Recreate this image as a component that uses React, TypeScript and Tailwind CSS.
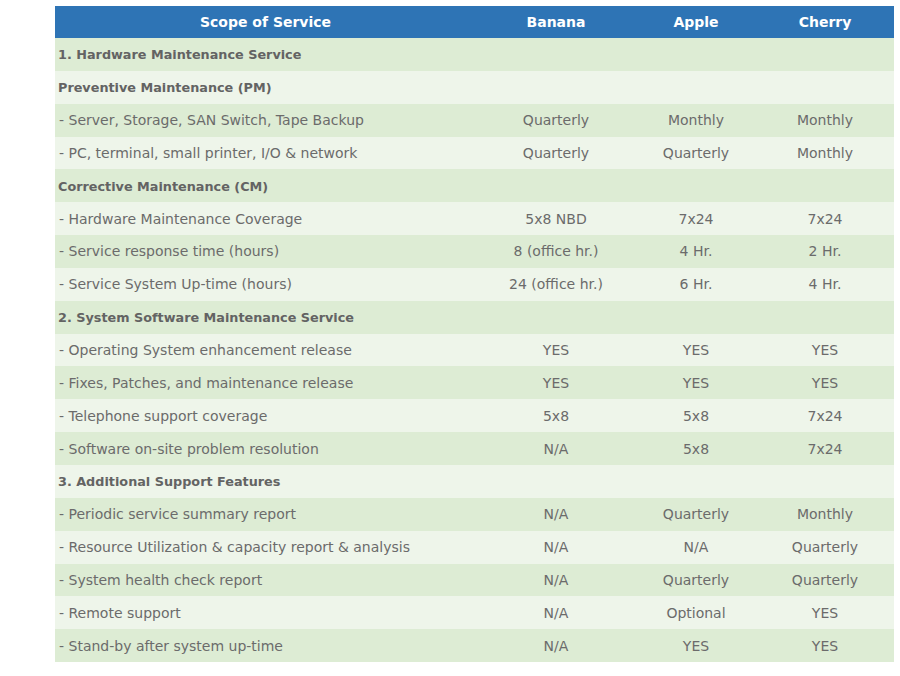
const ROWS: { label: string; bold?: boolean; vals?: [string, string, string] }[] = [
  { label: "1. Hardware Maintenance Service", bold: true },
  { label: "Preventive Maintenance (PM)", bold: true },
  { label: "- Server, Storage, SAN Switch, Tape Backup", vals: ["Quarterly", "Monthly", "Monthly"] },
  { label: "- PC, terminal, small printer, I/O & network", vals: ["Quarterly", "Quarterly", "Monthly"] },
  { label: "Corrective Maintenance (CM)", bold: true },
  { label: "- Hardware Maintenance Coverage", vals: ["5x8 NBD", "7x24", "7x24"] },
  { label: "- Service response time (hours)", vals: ["8 (office hr.)", "4 Hr.", "2 Hr."] },
  { label: "- Service System Up-time (hours)", vals: ["24 (office hr.)", "6 Hr.", "4 Hr."] },
  { label: "2. System Software Maintenance Service", bold: true },
  { label: "- Operating System enhancement release", vals: ["YES", "YES", "YES"] },
  { label: "- Fixes, Patches, and maintenance release", vals: ["YES", "YES", "YES"] },
  { label: "- Telephone support coverage", vals: ["5x8", "5x8", "7x24"] },
  { label: "- Software on-site problem resolution", vals: ["N/A", "5x8", "7x24"] },
  { label: "3. Additional Support Features", bold: true },
  { label: "- Periodic service summary report", vals: ["N/A", "Quarterly", "Monthly"] },
  { label: "- Resource Utilization & capacity report & analysis", vals: ["N/A", "N/A", "Quarterly"] },
  { label: "- System health check report", vals: ["N/A", "Quarterly", "Quarterly"] },
  { label: "- Remote support", vals: ["N/A", "Optional", "YES"] },
  { label: "- Stand-by after system up-time", vals: ["N/A", "YES", "YES"] },
]

const COLS = "grid grid-cols-[421px_160px_120px_138px]"

export default function App() {
  return (
    <div className="min-h-screen bg-white pl-[55px] pt-[6px] font-['DejaVu_Sans',sans-serif]">
      <div className="w-[839px]">
        {/* Header */}
        <div className={`${COLS} h-[32px] items-center bg-[#2e74b5] pt-[1px] text-[14px] font-bold text-white`}>
          <div className="text-center">Scope of Service</div>
          <div className="text-center">Banana</div>
          <div className="text-center">Apple</div>
          <div className="text-center">Cherry</div>
        </div>

        {/* Body */}
        {ROWS.map((r, i) => (
          <div
            key={i}
            className={`${COLS} h-[32.85px] items-center pt-[1px] text-[14px] ${i % 2 === 0 ? "bg-[#ddecd4]" : "bg-[#eef5ea]"}`}
          >
            <div
              className={
                r.bold
                  ? "pl-[3px] text-[12.8px] font-bold text-[#636363]"
                  : "pl-[4px] text-[#6b6b6b]"
              }
            >
              {r.label}
            </div>
            {r.vals?.map((v, j) => (
              <div key={j} className="text-center text-[#6b6b6b]">
                {v}
              </div>
            ))}
          </div>
        ))}
      </div>
    </div>
  )
}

##############################

◆ What you are asked to do: Print the complete listing exactly, apart from any pictures.

◆ Reply:
Recreate this image as a component that uses React, TypeScript and Tailwind CSS.
const ROWS: { label: string; bold?: boolean; vals?: [string, string, string] }[] = [
  { label: "1. Hardware Maintenance Service", bold: true },
  { label: "Preventive Maintenance (PM)", bold: true },
  { label: "- Server, Storage, SAN Switch, Tape Backup", vals: ["Quarterly", "Monthly", "Monthly"] },
  { label: "- PC, terminal, small printer, I/O & network", vals: ["Quarterly", "Quarterly", "Monthly"] },
  { label: "Corrective Maintenance (CM)", bold: true },
  { label: "- Hardware Maintenance Coverage", vals: ["5x8 NBD", "7x24", "7x24"] },
  { label: "- Service response time (hours)", vals: ["8 (office hr.)", "4 Hr.", "2 Hr."] },
  { label: "- Service System Up-time (hours)", vals: ["24 (office hr.)", "6 Hr.", "4 Hr."] },
  { label: "2. System Software Maintenance Service", bold: true },
  { label: "- Operating System enhancement release", vals: ["YES", "YES", "YES"] },
  { label: "- Fixes, Patches, and maintenance release", vals: ["YES", "YES", "YES"] },
  { label: "- Telephone support coverage", vals: ["5x8", "5x8", "7x24"] },
  { label: "- Software on-site problem resolution", vals: ["N/A", "5x8", "7x24"] },
  { label: "3. Additional Support Features", bold: true },
  { label: "- Periodic service summary report", vals: ["N/A", "Quarterly", "Monthly"] },
  { label: "- Resource Utilization & capacity report & analysis", vals: ["N/A", "N/A", "Quarterly"] },
  { label: "- System health check report", vals: ["N/A", "Quarterly", "Quarterly"] },
  { label: "- Remote support", vals: ["N/A", "Optional", "YES"] },
  { label: "- Stand-by after system up-time", vals: ["N/A", "YES", "YES"] },
]

const COLS = "grid grid-cols-[421px_160px_120px_138px]"

export default function App() {
  return (
    <div className="min-h-screen bg-white pl-[55px] pt-[6px] font-['DejaVu_Sans',sans-serif]">
      <div className="w-[839px]">
        {/* Header */}
        <div className={`${COLS} h-[32px] items-center bg-[#2e74b5] pt-[1px] text-[14px] font-bold text-white`}>
          <div className="text-center">Scope of Service</div>
          <div className="text-center">Banana</div>
          <div className="text-center">Apple</div>
          <div className="text-center">Cherry</div>
        </div>

        {/* Body */}
        {ROWS.map((r, i) => (
          <div
            key={i}
            className={`${COLS} h-[32.85px] items-center pt-[1px] text-[14px] ${i % 2 === 0 ? "bg-[#ddecd4]" : "bg-[#eef5ea]"}`}
          >
            <div
              className={
                r.bold
                  ? "pl-[3px] text-[12.8px] font-bold text-[#636363]"
                  : "pl-[4px] text-[#6b6b6b]"
              }
            >
              {r.label}
            </div>
            {r.vals?.map((v, j) => (
              <div key={j} className="text-center text-[#6b6b6b]">
                {v}
              </div>
            ))}
          </div>
        ))}
      </div>
    </div>
  )
}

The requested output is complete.